Rowley did not rule out dipping into the Heritage & Stabilisation Fund, saying “that’s what savings are for, a rainy day, and this is a storm. We have not touched the capital yet, which remains the same as five years back”.

In the wide-ranging interview, Rowley also commented on the complaints by the private sector regarding the shortage of foreign exchange.

”To battle COVID economic contraction, the US government printed two trillion dollars and gave it to its people. They don’t have to make the money. They just print it. But for us, every US dollars we spend, we must earn it. So the demand for more foreign exchange is just that, a demand.

“Take medicine. We must pay for all the drugs in foreign exchange. We can’t buy them in TT dollars. We pay for the food in foreign exchange. The question is how much of what we import in a free market do we really need?”

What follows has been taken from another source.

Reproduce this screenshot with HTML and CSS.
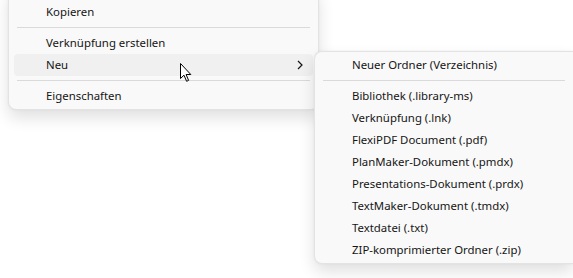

Rowley said the country’s ability to earn significant foreign exchange through agriculture and other means is limited.

“What we can do is reduce our foreign exchange expenditure by producing and consuming as much local food as we can. We have been brought up eating other people’s food. We need to prioritise our a) use of foreign exchange and b) earn more.”

During the interview, Rowley maintained that the sale of the state-owned oil refinery at PETROTRIN to the company owned by the Oilfield Workers Trade Union (OWTU) represented the best offer for the company that had been losing billions of dollars annually over the years.

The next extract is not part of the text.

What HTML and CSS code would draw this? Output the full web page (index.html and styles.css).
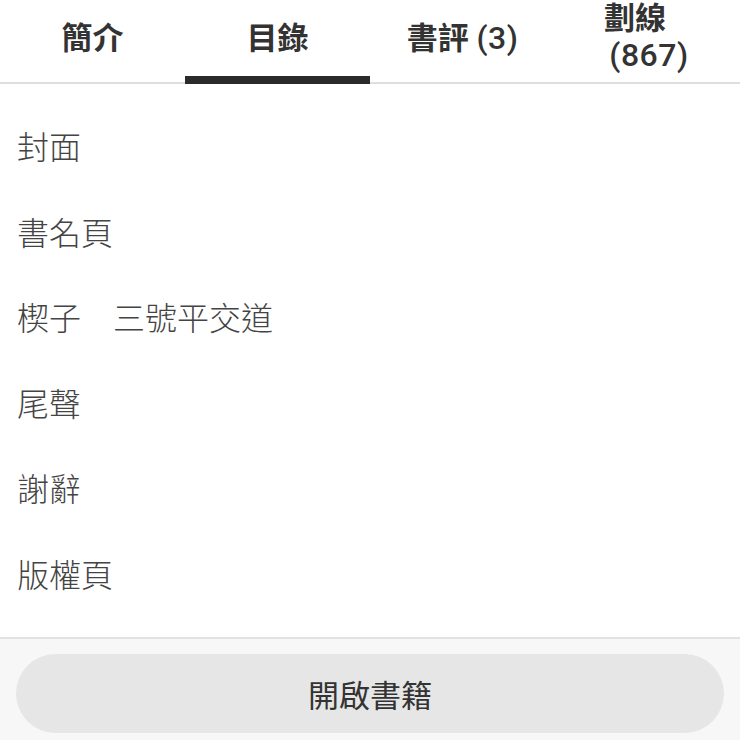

He said Patriotic Technologies “made us the best offer and was selected (and) we are currently working out contractual arrangements on which the outcome will depend. They are close, but it’s not finalised.

“Last August, a thorough review of PETROTRIN revealed a US$850 million debt. We had to either pay the debt or refinance it and couldn’t do so without severe financial consequences to the Treasury. “Restructuring allowed us to create the Heritage Petroleum Company Ltd., which is servicing that debt without a government guarantee, paying the taxes to the country and making a profit of over a billion dollars. The downside was we had to close the refinery. The upside to that was we saved the national financial economy,” Rowley told the Trinidad Guardian newspaper.